1. Visualisation de la perpétuelle fuite de « je » du personnage

Souvenons-nous encore une fois de l’équivoque du « moi » des personnages romanesques de Siegfried et le Limousin et des effets d’irréalisme que cette conscience narratrice y produit sans cesse. Alors que Jean, qui est le narrateur, Geneviève, Siegfried et Zelten paraissent souvent comme des sortes d’apparitions oniriques, flottantes et impersonnelles, le correspondant dramatique de ces quatre existences se retrouve bien doté de l’individualité ; la relation interhumaine est bien établie entre eux.

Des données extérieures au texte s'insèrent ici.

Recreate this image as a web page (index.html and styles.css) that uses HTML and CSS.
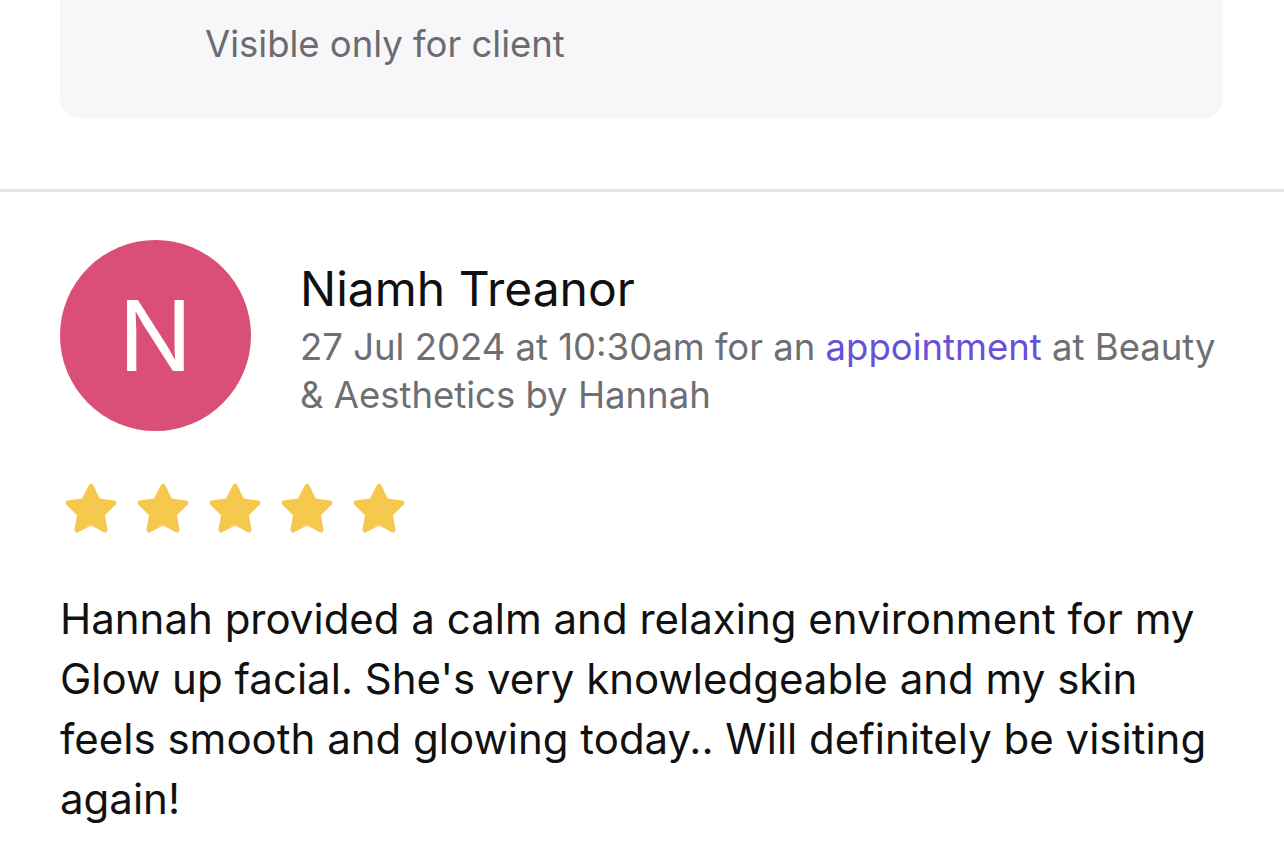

Jean se transformant en Siegfried dans son rêve, Geneviève ressemblant à celui qu’elle aime, Zelten se montrant dans la rêverie de son ami français par le pouvoir magnétique sont tous, sous contraintes de la norme du « drame absolu », privés de la capacité de se dégager de la contrainte corporelle ou bien de la capacité visionnaire. Il semble que dans Cantique des cantiques créée en 1938 à la Comédie Française Giraudoux essaie de faire ce qu’il n’osa pas faire lors de l’adaptation théâtrale de son roman : transposition scénique de l’impersonnalité de personnages ; par ailleurs dans Judith, il tente de mettre en scène des images que voient ces visionnaires.